*Exercise materials*

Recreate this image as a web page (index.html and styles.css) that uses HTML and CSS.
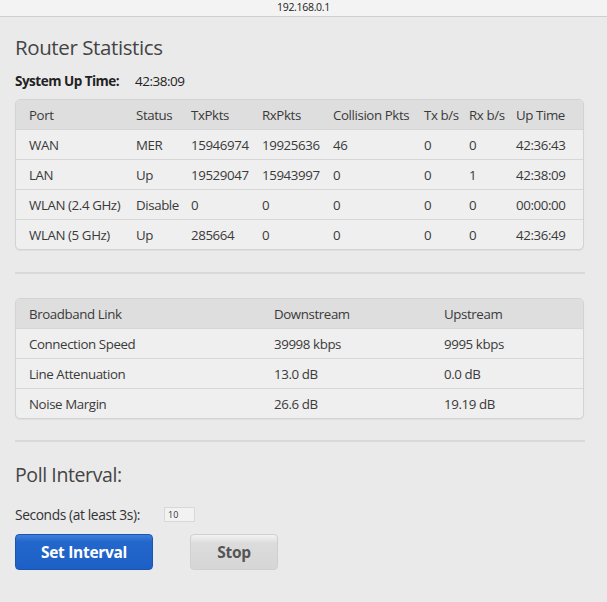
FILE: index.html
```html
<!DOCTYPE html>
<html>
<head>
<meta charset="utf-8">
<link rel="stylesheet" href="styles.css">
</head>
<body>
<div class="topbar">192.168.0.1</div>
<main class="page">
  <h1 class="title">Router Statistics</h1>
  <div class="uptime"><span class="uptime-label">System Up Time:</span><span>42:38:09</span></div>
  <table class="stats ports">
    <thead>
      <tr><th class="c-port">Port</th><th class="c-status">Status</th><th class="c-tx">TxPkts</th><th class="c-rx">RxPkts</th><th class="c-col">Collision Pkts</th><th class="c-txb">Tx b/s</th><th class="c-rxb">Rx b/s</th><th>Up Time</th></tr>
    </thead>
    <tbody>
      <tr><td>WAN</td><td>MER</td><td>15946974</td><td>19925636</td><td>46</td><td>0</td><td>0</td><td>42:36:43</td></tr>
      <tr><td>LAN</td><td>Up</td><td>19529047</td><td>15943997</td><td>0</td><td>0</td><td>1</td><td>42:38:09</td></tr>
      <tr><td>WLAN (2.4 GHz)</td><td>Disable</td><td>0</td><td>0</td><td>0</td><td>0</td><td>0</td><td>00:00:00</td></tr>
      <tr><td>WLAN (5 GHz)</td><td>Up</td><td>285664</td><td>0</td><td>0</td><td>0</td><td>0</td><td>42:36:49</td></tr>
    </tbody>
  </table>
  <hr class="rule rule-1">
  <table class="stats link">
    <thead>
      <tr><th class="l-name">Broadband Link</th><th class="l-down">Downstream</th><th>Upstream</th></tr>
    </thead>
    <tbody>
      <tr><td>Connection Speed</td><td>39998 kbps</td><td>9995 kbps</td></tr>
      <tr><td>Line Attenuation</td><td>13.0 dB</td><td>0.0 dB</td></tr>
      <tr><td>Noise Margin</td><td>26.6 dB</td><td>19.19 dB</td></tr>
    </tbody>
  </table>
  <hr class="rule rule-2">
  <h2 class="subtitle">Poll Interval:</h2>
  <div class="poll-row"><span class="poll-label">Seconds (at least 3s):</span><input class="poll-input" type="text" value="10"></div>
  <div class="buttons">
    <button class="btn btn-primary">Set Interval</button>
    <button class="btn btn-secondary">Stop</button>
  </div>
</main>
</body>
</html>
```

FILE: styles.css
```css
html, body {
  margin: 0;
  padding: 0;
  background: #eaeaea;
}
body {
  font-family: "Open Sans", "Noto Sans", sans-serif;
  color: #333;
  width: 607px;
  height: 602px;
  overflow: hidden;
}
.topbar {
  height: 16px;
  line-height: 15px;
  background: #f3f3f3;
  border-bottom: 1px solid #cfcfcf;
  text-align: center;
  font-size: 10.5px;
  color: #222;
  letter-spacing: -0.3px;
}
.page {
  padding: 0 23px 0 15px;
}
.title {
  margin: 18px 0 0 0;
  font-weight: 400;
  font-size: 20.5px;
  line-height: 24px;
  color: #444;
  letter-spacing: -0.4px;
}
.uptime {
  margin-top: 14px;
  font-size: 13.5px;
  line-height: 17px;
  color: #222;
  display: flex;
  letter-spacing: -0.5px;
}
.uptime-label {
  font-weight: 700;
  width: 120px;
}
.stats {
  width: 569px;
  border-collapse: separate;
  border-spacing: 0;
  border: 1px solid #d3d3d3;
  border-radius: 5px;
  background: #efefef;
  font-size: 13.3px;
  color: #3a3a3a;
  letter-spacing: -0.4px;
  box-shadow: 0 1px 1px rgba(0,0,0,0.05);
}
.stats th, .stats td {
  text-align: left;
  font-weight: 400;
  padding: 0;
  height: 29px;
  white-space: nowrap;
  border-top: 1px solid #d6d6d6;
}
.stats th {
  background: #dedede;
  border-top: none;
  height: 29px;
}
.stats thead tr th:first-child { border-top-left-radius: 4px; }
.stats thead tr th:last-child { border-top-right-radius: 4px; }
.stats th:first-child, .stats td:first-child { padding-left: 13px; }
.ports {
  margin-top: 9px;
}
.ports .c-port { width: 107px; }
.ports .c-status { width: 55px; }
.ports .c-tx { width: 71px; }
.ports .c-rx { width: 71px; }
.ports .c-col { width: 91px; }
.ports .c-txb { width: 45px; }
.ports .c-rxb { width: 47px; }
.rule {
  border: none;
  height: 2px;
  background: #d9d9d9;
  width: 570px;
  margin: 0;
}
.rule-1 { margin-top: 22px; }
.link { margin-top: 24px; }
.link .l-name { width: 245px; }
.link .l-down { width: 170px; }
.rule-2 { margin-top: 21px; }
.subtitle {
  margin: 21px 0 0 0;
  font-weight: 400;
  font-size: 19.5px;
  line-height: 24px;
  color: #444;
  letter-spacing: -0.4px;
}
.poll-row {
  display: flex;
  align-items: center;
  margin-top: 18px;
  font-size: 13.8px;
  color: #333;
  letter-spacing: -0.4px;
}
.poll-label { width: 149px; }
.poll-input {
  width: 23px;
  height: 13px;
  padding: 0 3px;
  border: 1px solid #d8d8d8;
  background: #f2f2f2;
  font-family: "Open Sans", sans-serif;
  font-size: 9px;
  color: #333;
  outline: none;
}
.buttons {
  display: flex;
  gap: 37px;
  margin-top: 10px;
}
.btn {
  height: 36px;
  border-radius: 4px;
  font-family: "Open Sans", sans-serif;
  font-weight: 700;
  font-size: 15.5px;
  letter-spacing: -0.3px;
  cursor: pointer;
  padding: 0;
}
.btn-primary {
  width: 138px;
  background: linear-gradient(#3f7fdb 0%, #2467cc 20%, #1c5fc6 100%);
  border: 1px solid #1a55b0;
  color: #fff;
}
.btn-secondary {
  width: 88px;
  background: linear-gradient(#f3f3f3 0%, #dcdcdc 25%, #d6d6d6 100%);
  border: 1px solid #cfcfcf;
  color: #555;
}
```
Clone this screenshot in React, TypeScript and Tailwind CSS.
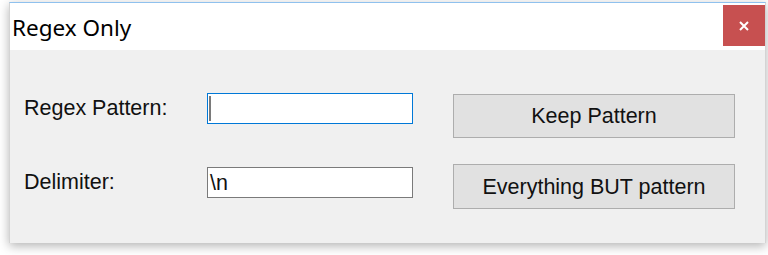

*What to do*
Without including any picture, repeat the data exactly.

*Solution to this task*
Recreate this image as a web page (index.html and styles.css) that uses HTML and CSS.
FILE: index.html
```html
<!DOCTYPE html>
<html>
<head>
<meta charset="utf-8">
<link rel="stylesheet" href="styles.css">
</head>
<body>
<div class="topbar">192.168.0.1</div>
<main class="page">
  <h1 class="title">Router Statistics</h1>
  <div class="uptime"><span class="uptime-label">System Up Time:</span><span>42:38:09</span></div>
  <table class="stats ports">
    <thead>
      <tr><th class="c-port">Port</th><th class="c-status">Status</th><th class="c-tx">TxPkts</th><th class="c-rx">RxPkts</th><th class="c-col">Collision Pkts</th><th class="c-txb">Tx b/s</th><th class="c-rxb">Rx b/s</th><th>Up Time</th></tr>
    </thead>
    <tbody>
      <tr><td>WAN</td><td>MER</td><td>15946974</td><td>19925636</td><td>46</td><td>0</td><td>0</td><td>42:36:43</td></tr>
      <tr><td>LAN</td><td>Up</td><td>19529047</td><td>15943997</td><td>0</td><td>0</td><td>1</td><td>42:38:09</td></tr>
      <tr><td>WLAN (2.4 GHz)</td><td>Disable</td><td>0</td><td>0</td><td>0</td><td>0</td><td>0</td><td>00:00:00</td></tr>
      <tr><td>WLAN (5 GHz)</td><td>Up</td><td>285664</td><td>0</td><td>0</td><td>0</td><td>0</td><td>42:36:49</td></tr>
    </tbody>
  </table>
  <hr class="rule rule-1">
  <table class="stats link">
    <thead>
      <tr><th class="l-name">Broadband Link</th><th class="l-down">Downstream</th><th>Upstream</th></tr>
    </thead>
    <tbody>
      <tr><td>Connection Speed</td><td>39998 kbps</td><td>9995 kbps</td></tr>
      <tr><td>Line Attenuation</td><td>13.0 dB</td><td>0.0 dB</td></tr>
      <tr><td>Noise Margin</td><td>26.6 dB</td><td>19.19 dB</td></tr>
    </tbody>
  </table>
  <hr class="rule rule-2">
  <h2 class="subtitle">Poll Interval:</h2>
  <div class="poll-row"><span class="poll-label">Seconds (at least 3s):</span><input class="poll-input" type="text" value="10"></div>
  <div class="buttons">
    <button class="btn btn-primary">Set Interval</button>
    <button class="btn btn-secondary">Stop</button>
  </div>
</main>
</body>
</html>
```

FILE: styles.css
```css
html, body {
  margin: 0;
  padding: 0;
  background: #eaeaea;
}
body {
  font-family: "Open Sans", "Noto Sans", sans-serif;
  color: #333;
  width: 607px;
  height: 602px;
  overflow: hidden;
}
.topbar {
  height: 16px;
  line-height: 15px;
  background: #f3f3f3;
  border-bottom: 1px solid #cfcfcf;
  text-align: center;
  font-size: 10.5px;
  color: #222;
  letter-spacing: -0.3px;
}
.page {
  padding: 0 23px 0 15px;
}
.title {
  margin: 18px 0 0 0;
  font-weight: 400;
  font-size: 20.5px;
  line-height: 24px;
  color: #444;
  letter-spacing: -0.4px;
}
.uptime {
  margin-top: 14px;
  font-size: 13.5px;
  line-height: 17px;
  color: #222;
  display: flex;
  letter-spacing: -0.5px;
}
.uptime-label {
  font-weight: 700;
  width: 120px;
}
.stats {
  width: 569px;
  border-collapse: separate;
  border-spacing: 0;
  border: 1px solid #d3d3d3;
  border-radius: 5px;
  background: #efefef;
  font-size: 13.3px;
  color: #3a3a3a;
  letter-spacing: -0.4px;
  box-shadow: 0 1px 1px rgba(0,0,0,0.05);
}
.stats th, .stats td {
  text-align: left;
  font-weight: 400;
  padding: 0;
  height: 29px;
  white-space: nowrap;
  border-top: 1px solid #d6d6d6;
}
.stats th {
  background: #dedede;
  border-top: none;
  height: 29px;
}
.stats thead tr th:first-child { border-top-left-radius: 4px; }
.stats thead tr th:last-child { border-top-right-radius: 4px; }
.stats th:first-child, .stats td:first-child { padding-left: 13px; }
.ports {
  margin-top: 9px;
}
.ports .c-port { width: 107px; }
.ports .c-status { width: 55px; }
.ports .c-tx { width: 71px; }
.ports .c-rx { width: 71px; }
.ports .c-col { width: 91px; }
.ports .c-txb { width: 45px; }
.ports .c-rxb { width: 47px; }
.rule {
  border: none;
  height: 2px;
  background: #d9d9d9;
  width: 570px;
  margin: 0;
}
.rule-1 { margin-top: 22px; }
.link { margin-top: 24px; }
.link .l-name { width: 245px; }
.link .l-down { width: 170px; }
.rule-2 { margin-top: 21px; }
.subtitle {
  margin: 21px 0 0 0;
  font-weight: 400;
  font-size: 19.5px;
  line-height: 24px;
  color: #444;
  letter-spacing: -0.4px;
}
.poll-row {
  display: flex;
  align-items: center;
  margin-top: 18px;
  font-size: 13.8px;
  color: #333;
  letter-spacing: -0.4px;
}
.poll-label { width: 149px; }
.poll-input {
  width: 23px;
  height: 13px;
  padding: 0 3px;
  border: 1px solid #d8d8d8;
  background: #f2f2f2;
  font-family: "Open Sans", sans-serif;
  font-size: 9px;
  color: #333;
  outline: none;
}
.buttons {
  display: flex;
  gap: 37px;
  margin-top: 10px;
}
.btn {
  height: 36px;
  border-radius: 4px;
  font-family: "Open Sans", sans-serif;
  font-weight: 700;
  font-size: 15.5px;
  letter-spacing: -0.3px;
  cursor: pointer;
  padding: 0;
}
.btn-primary {
  width: 138px;
  background: linear-gradient(#3f7fdb 0%, #2467cc 20%, #1c5fc6 100%);
  border: 1px solid #1a55b0;
  color: #fff;
}
.btn-secondary {
  width: 88px;
  background: linear-gradient(#f3f3f3 0%, #dcdcdc 25%, #d6d6d6 100%);
  border: 1px solid #cfcfcf;
  color: #555;
}
```
Clone this screenshot in React, TypeScript and Tailwind CSS.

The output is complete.